Advanced Insurance Management has been finding and recovering overcharges in clients' Workers' Comp insurance premiums for more than the past 30 years.

We estimate we've saved employers over $30 million in overcharges.


But new prospective clients often ask us, how common can such overcharges be?


Aren't insurance agents and brokers usually catching such problems?


The system for computing Workers' Compensation

insurance premiums is a complicated one,

involving interactions between insurance companies,

rating bureaus, insurance agents, premium auditors,

 underwriters, and of course, the insured employer.




With so many players working with such a complicated system, errors are inevitable.  But the insurance industry is very good at catching errors that reduce premiums, not so much at catching errors that increase premiums.                                                        

And since the real premium cost of a Workers Comp policy isn't revealed until after the policy ends, when the audit is done, an employer can be blindsided by a "Shock Audit" that bills for far more than the original policy ever indicated.


Sometimes errors aren't obvious in the original policy, but only become clear after the policy ends, and an audit is done by the insurer.



What can go wrong?

Consider that, within the NCCI classification system, there are around 600 different classifications (more like 2,000 when you add in all the state special classes.)

And the rules for applying those classifications are complex and sometimes counter-intuitive. And of course, they are subject to regular revision.

And some states don't use the NCCI system, but instead have their own classification systems.

So the right class for your business in one state might be wrong in another.


The fact that errors are common is born out by NCCI's own experience in performing what are called "Test Audits". This is a program where NCCI double-checks the premium computations of insurance companies on a spot-check kind of basis.



Error rates of 30% to 40% are reported in the handful of states that have a Test Audit program. But most states don't have a Test Audit program.

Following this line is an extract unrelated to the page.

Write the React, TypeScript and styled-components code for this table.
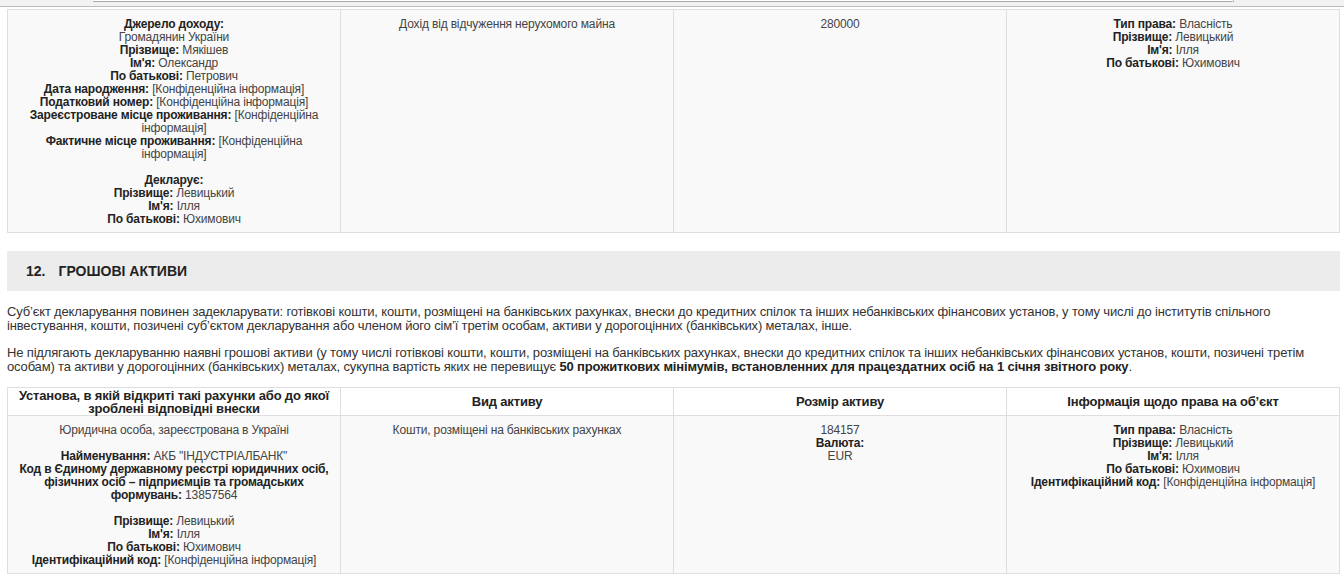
import React from "react";
import styled, { createGlobalStyle } from "styled-components";

const GlobalStyle = createGlobalStyle`
  html, body { margin: 0; padding: 0; background: #fff; }
  body { font-family: "Liberation Sans", Arial, sans-serif; font-size: 12px; color: #333; letter-spacing: -0.16px; }
`;

const Page = styled.div`
  width: 1344px;
`;

const TopBar = styled.div`
  height: 6px;
  background: #f2f2f2;
  border-bottom: 1px solid #bcbcbc;
  padding-left: 93px;
  display: flex;
  align-items: flex-start;
`;

const TopTab = styled.div`
  width: 1140px;
  height: 1px;
  background: #fff;
  border-bottom: 1px solid #a9a9a9;
  border-right: 1px solid #a9a9a9;
  border-bottom-right-radius: 2px;
`;

const Content = styled.div`
  padding: 2px 4px 0 7px;
`;

const Table = styled.table<{ $gap?: number }>`
  width: 1333px;
  border-collapse: collapse;
  table-layout: fixed;
  margin-top: ${(p) => p.$gap ?? 0}px;
`;

const HeadCell = styled.th`
  width: 25%;
  border: 1px solid #dedede;
  background: #fff;
  padding: 0 8px;
  font-size: 13px;
  line-height: 13px;
  font-weight: bold;
  color: #222;
  text-align: center;
  vertical-align: middle;
  height: 27px;
`;

const Cell = styled.td`
  width: 25%;
  border: 1px solid #dedede;
  background: #f9f9f9;
  padding: 8px 8px 6px;
  font-size: 12px;
  line-height: 13px;
  color: #444;
  text-align: center;
  vertical-align: top;
`;

const Line = styled.div``;

const Label = styled.b`
  color: #222;
  font-weight: bold;
`;

const Blank = styled.div`
  height: 13px;
`;

const SectionHeader = styled.div`
  margin-top: 18px;
  height: 40px;
  background: #ececec;
  display: flex;
  align-items: center;
  padding-left: 19px;
  font-size: 14px;
  font-weight: bold;
  color: #222;
  letter-spacing: 0;
`;

const SectionNum = styled.span`
  margin-right: 13px;
`;

const Para = styled.p<{ $top: number }>`
  margin: ${(p) => p.$top}px 0 0 0;
  font-size: 13px;
  line-height: 14px;
  color: #333;
`;

const Strong = styled.b`
  color: #222;
`;

type F = { l?: string; v?: string };

const Field: React.FC<F> = ({ l, v }) => (
  <Line>
    {l && <Label>{l}</Label>}
    {l && v ? " " : null}
    {v}
  </Line>
);

const CONF = "[Конфіденційна інформація]";

export default function App() {
  return (
    <Page>
      <GlobalStyle />
      <TopBar>
        <TopTab />
      </TopBar>
      <Content>
        <Table>
          <tbody>
            <tr>
              <Cell>
                <Field l="Джерело доходу:" />
                <Field v="Громадянин України" />
                <Field l="Прізвище:" v="Мякішев" />
                <Field l="Ім'я:" v="Олександр" />
                <Field l="По батькові:" v="Петрович" />
                <Field l="Дата народження:" v={CONF} />
                <Field l="Податковий номер:" v={CONF} />
                <Field l="Зареєстроване місце проживання:" v={CONF} />
                <Field l="Фактичне місце проживання:" v={CONF} />
                <Blank />
                <Field l="Декларує:" />
                <Field l="Прізвище:" v="Левицький" />
                <Field l="Ім'я:" v="Ілля" />
                <Field l="По батькові:" v="Юхимович" />
              </Cell>
              <Cell>
                <Field v="Дохід від відчуження нерухомого майна" />
              </Cell>
              <Cell>
                <Field v="280000" />
              </Cell>
              <Cell>
                <Field l="Тип права:" v="Власність" />
                <Field l="Прізвище:" v="Левицький" />
                <Field l="Ім'я:" v="Ілля" />
                <Field l="По батькові:" v="Юхимович" />
              </Cell>
            </tr>
          </tbody>
        </Table>

        <SectionHeader>
          <SectionNum>12.</SectionNum>ГРОШОВІ АКТИВИ
        </SectionHeader>

        <Para $top={14}>
          Суб’єкт декларування повинен задекларувати: готівкові кошти, кошти, розміщені на банківських рахунках,
          внески до кредитних спілок та інших небанківських фінансових установ, у тому числі до інститутів спільного
          інвестування, кошти, позичені суб’єктом декларування або членом його сім’ї третім особам, активи у
          дорогоцінних (банківських) металах, інше.
        </Para>
        <Para $top={13}>
          Не підлягають декларуванню наявні грошові активи (у тому числі готівкові кошти, кошти, розміщені на
          банківських рахунках, внески до кредитних спілок та інших небанківських фінансових установ, кошти, позичені
          третім особам) та активи у дорогоцінних (банківських) металах, сукупна вартість яких не перевищує{" "}
          <Strong>
            50 прожиткових мінімумів, встановленних для працездатних осіб на 1 січня звітного року
          </Strong>
          .
        </Para>

        <Table $gap={13}>
          <thead>
            <tr>
              <HeadCell>Установа, в якій відкриті такі рахунки або до якої зроблені відповідні внески</HeadCell>
              <HeadCell>Вид активу</HeadCell>
              <HeadCell>Розмір активу</HeadCell>
              <HeadCell>Інформація щодо права на об’єкт</HeadCell>
            </tr>
          </thead>
          <tbody>
            <tr>
              <Cell>
                <Field v="Юридична особа, зареєстрована в Україні" />
                <Blank />
                <Field l="Найменування:" v={'АКБ "ІНДУСТРІАЛБАНК"'} />
                <Field
                  l="Код в Єдиному державному реєстрі юридичних осіб, фізичних осіб – підприємців та громадських формувань:"
                  v="13857564"
                />
                <Blank />
                <Field l="Прізвище:" v="Левицький" />
                <Field l="Ім'я:" v="Ілля" />
                <Field l="По батькові:" v="Юхимович" />
                <Field l="Ідентифікаційний код:" v={CONF} />
              </Cell>
              <Cell>
                <Field v="Кошти, розміщені на банківських рахунках" />
              </Cell>
              <Cell>
                <Field v="184157" />
                <Field l="Валюта:" />
                <Field v="EUR" />
              </Cell>
              <Cell>
                <Field l="Тип права:" v="Власність" />
                <Field l="Прізвище:" v="Левицький" />
                <Field l="Ім'я:" v="Ілля" />
                <Field l="По батькові:" v="Юхимович" />
                <Field l="Ідентифікаційний код:" v={CONF} />
              </Cell>
            </tr>
          </tbody>
        </Table>
      </Content>
    </Page>
  );
}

(And the NCCI test audit program doesn't even check all the parameters that an Advanced Insurance Management® review covers.)


So it's incumbent upon employers, the ones who ultimately pay for this system, to do what they can to protect themselves from such industry mistakes.

For it's been our experience that most of the mistakes we discover increase premium, rather than decreasing it.

It seems the insurance industry does a better job of catching and correcting those mistakes that serve to cost them money than fixing those that bring in additional income.


There's no sinister conspiracy at work here--at least, not that we've seen-- most insurance people are dedicated and ethical professionals.

But something seems to happen in the operation of the system, something that somehow takes on a life of its own, and causes mistakes that increase premiums to often go uncorrected.


That's why Advanced Insurance Management specializes in helping companies uncover those mistakes, and to recover overcharges that have occurred.  


We're very experienced in finding and recovering premium overcharges that occur because of mistakes in classifications, experience modification factors, payroll audits, and other technical factors that can increase premiums improperly.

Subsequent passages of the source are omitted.